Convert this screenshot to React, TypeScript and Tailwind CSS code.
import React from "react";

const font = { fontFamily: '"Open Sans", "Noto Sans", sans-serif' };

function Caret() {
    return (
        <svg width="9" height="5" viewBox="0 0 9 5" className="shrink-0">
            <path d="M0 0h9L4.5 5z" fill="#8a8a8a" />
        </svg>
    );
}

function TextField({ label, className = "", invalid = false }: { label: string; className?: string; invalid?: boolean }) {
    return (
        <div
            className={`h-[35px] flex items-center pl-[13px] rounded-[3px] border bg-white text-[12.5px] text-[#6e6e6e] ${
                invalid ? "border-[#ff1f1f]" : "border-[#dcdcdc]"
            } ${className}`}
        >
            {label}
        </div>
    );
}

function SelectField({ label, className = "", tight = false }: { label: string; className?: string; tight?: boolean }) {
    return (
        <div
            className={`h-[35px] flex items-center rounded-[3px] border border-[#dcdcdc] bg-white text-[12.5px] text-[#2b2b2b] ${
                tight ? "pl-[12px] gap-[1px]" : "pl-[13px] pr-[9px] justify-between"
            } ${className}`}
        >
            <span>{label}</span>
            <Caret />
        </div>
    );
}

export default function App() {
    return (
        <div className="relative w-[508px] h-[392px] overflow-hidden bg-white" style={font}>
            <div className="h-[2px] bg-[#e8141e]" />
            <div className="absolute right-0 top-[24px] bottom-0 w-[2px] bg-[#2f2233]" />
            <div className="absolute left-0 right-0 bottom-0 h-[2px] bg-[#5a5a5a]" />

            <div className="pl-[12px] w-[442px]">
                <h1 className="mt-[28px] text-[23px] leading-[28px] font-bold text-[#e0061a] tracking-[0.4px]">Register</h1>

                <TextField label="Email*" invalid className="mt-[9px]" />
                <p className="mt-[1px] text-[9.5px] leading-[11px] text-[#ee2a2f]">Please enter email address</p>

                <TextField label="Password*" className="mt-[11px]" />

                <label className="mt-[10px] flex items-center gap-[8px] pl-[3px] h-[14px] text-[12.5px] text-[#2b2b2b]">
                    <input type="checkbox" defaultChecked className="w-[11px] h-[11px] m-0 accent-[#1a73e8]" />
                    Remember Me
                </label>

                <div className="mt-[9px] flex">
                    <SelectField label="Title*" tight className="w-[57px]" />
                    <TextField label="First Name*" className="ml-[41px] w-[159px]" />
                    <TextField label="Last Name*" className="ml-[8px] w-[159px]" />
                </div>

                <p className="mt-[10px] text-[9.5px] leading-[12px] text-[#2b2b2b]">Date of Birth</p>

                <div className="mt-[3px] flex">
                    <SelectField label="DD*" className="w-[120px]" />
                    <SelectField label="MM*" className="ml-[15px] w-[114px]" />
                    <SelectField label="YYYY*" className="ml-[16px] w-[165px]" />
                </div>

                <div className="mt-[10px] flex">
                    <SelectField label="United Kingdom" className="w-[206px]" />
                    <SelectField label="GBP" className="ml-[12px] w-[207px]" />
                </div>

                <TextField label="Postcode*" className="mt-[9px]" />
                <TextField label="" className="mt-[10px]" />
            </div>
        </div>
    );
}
════════════════
#### What needs to be done:
Report only how many lines in the listing contain the string "React".

#### Answer to the problem:
2